More to the front page of the national conversation is the Equality Act, an attempt to codify the most radical proposals of the sexual revolution into law. This act would redefine “sex” in the 1964 Civil Rights Acts to include sexual orientation and gender identity. Andrew T. Walker of the ERLC sums up the threat of this bill: “It communicates that Christian beliefs about what it means to be male and female, and how marriage ought to be defined, are incompatible with what U.S. law considers to be decent, reasonable, goodwill convictions.”

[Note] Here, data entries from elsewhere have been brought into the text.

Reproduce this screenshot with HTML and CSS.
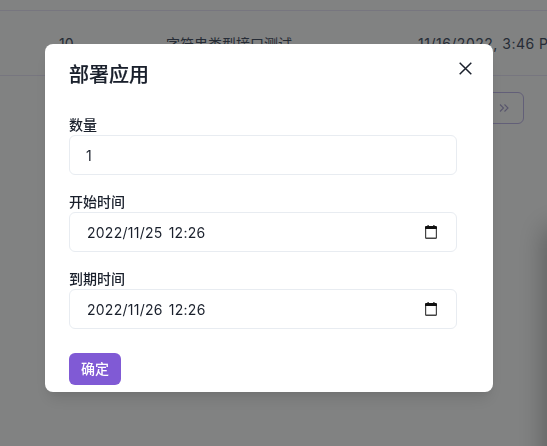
FILE: index.html
```html
<!DOCTYPE html>
<html lang="zh-CN">
<head>
<meta charset="utf-8">
<title>部署应用</title>
<link rel="stylesheet" href="styles.css">
</head>
<body>
<main class="page">
  <div class="row row-first">
    <span class="cell cell-id">10</span>
    <span class="cell cell-name">字符串类型接口测试</span>
    <span class="cell cell-date">11/16/2022, 3:46 PM</span>
  </div>
  <div class="pager">
    <button class="pager-btn" type="button" aria-label="最后一页">
      <svg width="10" height="10" viewBox="0 0 10 10" fill="none" stroke="currentColor" stroke-width="1.1"><path d="M1 1.500 4.500 5 1 8.500M5.500 1.500 9 5 5.500 8.500"/></svg>
    </button>
  </div>
</main>
<div class="edge-shade"></div>
<div class="overlay">
  <section class="modal" role="dialog" aria-label="部署应用">
    <header class="modal-header">
      <h2 class="modal-title">部署应用</h2>
      <button class="close" type="button" aria-label="关闭">
        <svg width="13" height="13" viewBox="0 0 13 13" fill="none" stroke="currentColor" stroke-width="1.5"><path d="M.7.7l11.600 11.600M12.300.7.7 12.300"/></svg>
      </button>
    </header>
    <form class="modal-body">
      <div class="field">
        <label class="label" for="count">数量</label>
        <div class="control"><input class="input" id="count" type="text" value="1"></div>
      </div>
      <div class="field">
        <label class="label" for="start">开始时间</label>
        <div class="control control-date">
          <input class="input" id="start" type="text" value="2022/11/25 12:26">
          <svg class="cal" width="12" height="14" viewBox="0 0 12 14"><path fill="#111" d="M2.500 0h1.200v1h4.600V0h1.200v1h1.300c.7 0 1.200.5 1.200 1.200V4H0V2.200C0 1.500.5 1 1.200 1h1.300V0z"/><path fill="#444" d="M0 4h1.200v8.600h9.600V4H12v8.800c0 .7-.5 1.200-1.200 1.200H1.200C.5 14 0 13.500 0 12.800V4z"/></svg>
        </div>
      </div>
      <div class="field">
        <label class="label" for="end">到期时间</label>
        <div class="control control-date">
          <input class="input" id="end" type="text" value="2022/11/26 12:26">
          <svg class="cal" width="12" height="14" viewBox="0 0 12 14"><path fill="#111" d="M2.500 0h1.200v1h4.600V0h1.200v1h1.300c.7 0 1.200.5 1.200 1.200V4H0V2.200C0 1.500.5 1 1.200 1h1.300V0z"/><path fill="#444" d="M0 4h1.200v8.600h9.600V4H12v8.800c0 .7-.5 1.200-1.200 1.200H1.200C.5 14 0 13.500 0 12.800V4z"/></svg>
        </div>
      </div>
      <button class="submit" type="button">确定</button>
    </form>
  </section>
</div>
</body>
</html>
```
FILE: styles.css
```css
* { box-sizing: border-box; }
html, body { height: 100%; }
body {
  margin: 0;
  overflow: hidden;
  background: #f7f9f9;
  color: #1a202c;
  font-family: Inter, "Noto Sans CJK SC", sans-serif;
}
.page { padding-top: 10px; }
.row {
  display: flex;
  align-items: center;
  height: 66px;
  border-top: 1px solid #e4e2f4;
  border-bottom: 1px solid #e4e2f4;
  color: #4a5568;
  font-size: 14px;
  white-space: nowrap;
}
.cell { flex: none; }
.cell-id { width: 166px; padding-left: 59px; }
.cell-name { width: 252px; }
.cell-date { letter-spacing: .5px; }
.pager {
  display: flex;
  justify-content: flex-end;
  padding: 16px 23px 0 0;
}
.pager-btn {
  display: flex;
  align-items: center;
  justify-content: flex-end;
  width: 60px;
  height: 32px;
  padding: 0 14px 0 0;
  background: transparent;
  border: 1px solid #bdb6e6;
  border-radius: 6px;
  color: #a9a4d0;
}
.edge-shade {
  position: fixed;
  top: 230px;
  right: -30px;
  bottom: -60px;
  width: 30px;
  box-shadow: 0 0 28px 2px rgba(0, 0, 0, .3);
}
.overlay {
  position: fixed;
  inset: 0;
  display: flex;
  justify-content: center;
  align-items: flex-start;
  padding: 44px 9px 0 0;
  background: rgba(0, 0, 0, .48);
}
.modal {
  position: relative;
  width: 448px;
  height: 348px;
  background: #fff;
  border-radius: 8px;
  box-shadow: 0 10px 15px -3px rgba(0,0,0,.1), 0 4px 6px -2px rgba(0,0,0,.05);
}
.modal-header { padding: 16px 24px; }
.modal-title {
  margin: 0;
  font-size: 20px;
  line-height: 30px;
  font-weight: 500;
  -webkit-text-stroke: .2px #1a202c;
}
.close {
  position: absolute;
  top: 8px;
  right: 12px;
  display: flex;
  align-items: center;
  justify-content: center;
  width: 32px;
  height: 32px;
  padding: 0;
  background: none;
  border: 0;
  color: #1a202c;
}
.modal-body { padding: 8px 36px 0 24px; }
.field { margin-bottom: 16px; }
.label {
  display: block;
  font-size: 14px;
  line-height: 21px;
  font-weight: 500;
}
.control {
  display: flex;
  align-items: center;
  height: 40px;
  padding: 0 16px;
  background: #fff;
  border: 1px solid #e8ecf1;
  border-radius: 6px;
}
.input {
  flex: 1;
  min-width: 0;
  padding: 0;
  border: 0;
  outline: 0;
  background: transparent;
  color: #1a202c;
  font: 400 14px Inter, "Noto Sans CJK SC", sans-serif;
  letter-spacing: .25px;
  word-spacing: 2px;
}
.control-date .input { padding-left: 1px; }
.cal { flex: none; margin-right: 3px; margin-top: -1px; }
.submit {
  display: block;
  width: 52px;
  height: 32px;
  margin-top: 24px;
  padding: 0 0 2px;
  background: #805ad5;
  border: 0;
  border-radius: 6px;
  color: #fff;
  font: 500 14px Inter, "Noto Sans CJK SC", sans-serif;
}
```
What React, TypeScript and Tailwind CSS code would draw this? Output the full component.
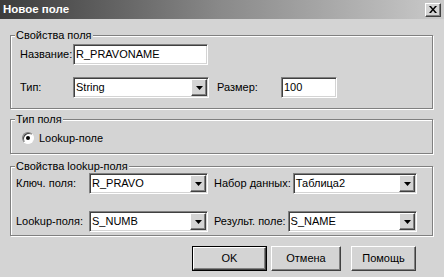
import React from "react";

const sunken =
  "bg-white border border-t-[#808080] border-l-[#808080] border-b-white border-r-white shadow-[inset_1px_1px_0_#404040,inset_-1px_-1px_0_#d4d4d4]";
const raised =
  "bg-[#d4d4d4] border border-t-white border-l-white border-b-[#404040] border-r-[#404040] shadow-[inset_-1px_-1px_0_#808080]";

function Edit({ value, className = "" }: { value: string; className?: string }) {
  return (
    <div className={`h-[21px] shrink-0 flex items-center pl-[2px] ${sunken} ${className}`}>
      {value}
    </div>
  );
}

function Combo({ value, className = "" }: { value: string; className?: string }) {
  return (
    <div className={`h-[21px] flex items-center p-px ${sunken} ${className}`}>
      <span className="flex-1 pl-px">{value}</span>
      <span className={`w-[16px] h-[17px] flex items-center justify-center ${raised}`}>
        <svg width="7" height="4" viewBox="0 0 7 4">
          <polygon points="0,0 7,0 3.5,4" fill="#000" />
        </svg>
      </span>
    </div>
  );
}

function Group({
  title,
  className = "",
  children,
}: {
  title: string;
  className?: string;
  children: React.ReactNode;
}) {
  return (
    <fieldset
      className={`ml-[10px] w-[423px] border border-[#808080] shadow-[inset_1px_1px_0_white,1px_1px_0_white] ${className}`}
    >
      <legend className="ml-[4px] px-px h-[14px] leading-[14px] bg-[#d4d4d4]">{title}</legend>
      {children}
    </fieldset>
  );
}

function Button({ label, isDefault, className = "" }: { label: string; isDefault?: boolean; className?: string }) {
  return (
    <div className={`h-[25px] ${isDefault ? "border border-black" : ""} ${className}`}>
      <div className={`h-full flex items-center justify-center ${raised}`}>{label}</div>
    </div>
  );
}

export default function App() {
  return (
    <div
      className="w-[444px] h-[277px] bg-[#d4d4d4] text-[11px] text-black whitespace-nowrap overflow-hidden"
      style={{ fontFamily: '"Liberation Sans", Arial, sans-serif' }}
    >
      {/* заголовок */}
      <div className="h-[19px] flex items-center justify-between pl-[3px] pr-[3px] bg-gradient-to-r from-[#3c3c3c] via-[#8a8a8a] to-[#cacaca]">
        <span className="font-bold text-white text-[11.5px]">Новое поле</span>
        <span className={`w-[16px] h-[14px] flex items-center justify-center ${raised}`}>
          <svg width="8" height="7" viewBox="0 0 8 7">
            <path d="M0 0h2l2 2.5L6 0h2L5 3.5 8 7H6L4 4.5 2 7H0l3-3.5z" fill="#000" />
          </svg>
        </span>
      </div>

      <Group title="Свойства поля" className="mt-[9px]">
        <div className="pl-[9px] pt-[2px] pb-[10px] flex flex-col gap-[12px]">
          <div className="flex items-center">
            <span className="w-[53px] shrink-0">Название:</span>
            <Edit value="R_PRAVONAME" className="w-[135px]" />
          </div>
          <div className="flex items-center">
            <span className="w-[53px] shrink-0">Тип:</span>
            <Combo value="String" className="w-[136px] shrink-0" />
            <span className="ml-[8px] w-[64px] shrink-0">Размер:</span>
            <Edit value="100" className="w-[56px]" />
          </div>
        </div>
      </Group>

      <Group title="Тип поля" className="mt-[3px]">
        <div className="pl-[11px] pt-[5px] pb-[8px] flex items-center gap-[5px]">
          <span className="w-[12px] h-[12px] rounded-full bg-white border border-t-[#808080] border-l-[#808080] border-b-white border-r-white shadow-[inset_1px_1px_0_#404040] flex items-center justify-center">
            <span className="w-[4px] h-[4px] rounded-full bg-black" />
          </span>
          <span className="leading-[14px]">Lookup-поле</span>
        </div>
      </Group>

      <Group title="Свойства lookup-поля" className="mt-[5px]">
        <div className="pl-[5px] pb-[3px] flex flex-col gap-[17px]">
          <div className="flex items-center">
            <span className="w-[73px] shrink-0">Ключ. поля:</span>
            <Combo value="R_PRAVO" className="w-[119px] shrink-0" />
            <div className="ml-[6px] w-[203px] flex items-center gap-[2px]">
              <span>Набор данных:</span>
              <Combo value="Таблица2" className="flex-1" />
            </div>
          </div>
          <div className="flex items-center">
            <span className="w-[73px] shrink-0">Lookup-поля:</span>
            <Combo value="S_NUMB" className="w-[119px] shrink-0" />
            <div className="ml-[6px] w-[203px] flex items-center gap-[2px]">
              <span>Результ. поле:</span>
              <Combo value="S_NAME" className="flex-1" />
            </div>
          </div>
        </div>
      </Group>

      <div className="mt-[10px] pl-[192px] flex">
        <Button label="OK" isDefault className="w-[75px]" />
        <Button label="Отмена" className="ml-[4px] w-[70px]" />
        <Button label="Помощь" className="ml-[10px] w-[65px]" />
      </div>
    </div>
  );
}
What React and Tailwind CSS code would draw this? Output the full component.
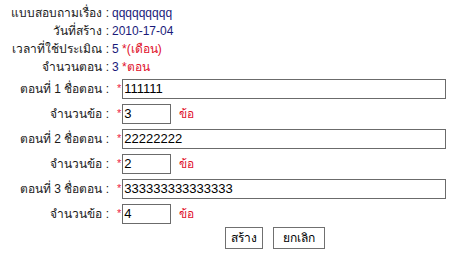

One more example of familial degeneration in the West will have to do. Last week news came out of Canada that a father was being charged for “family violence” by the British Columbia Supreme Court for refusing to affirm his daughter’s new self-identity as a boy. As if that weren’t enough, the Court also ordered the father’s arrest in the event that he ever in the future refers to his daughter as, well, his daughter.

What is to be done? As Christians, we must continue to hew closely to the Scriptures as the final arbiter of truth and beauty and goodness. And we must continue to believe that God’s way revealed in God’s Word and God’s world is what is good for us and all people. In so doing, we will reject man-made egalitarianism in favor of God-ordained complementarity and authority. We will reject man-centered definitions of marriage and sex in favor of the God-initiated covenant of marriage between one man and one woman for the purpose of raising the next generation and symbolizing the gospel. And we will reject man-destroying concepts of sexual orientation and gender identity in favor of God-given sexuality and gender.

God has given us all we need for life and godliness in the Scriptures. While the church doesn’t need another Phyllis Schlafly to survive the coming days, we Christians do need to stand, come what may, on the Word of God amongst the people of God with a sure faith in the One by whom, through whom, and for whom all things were created.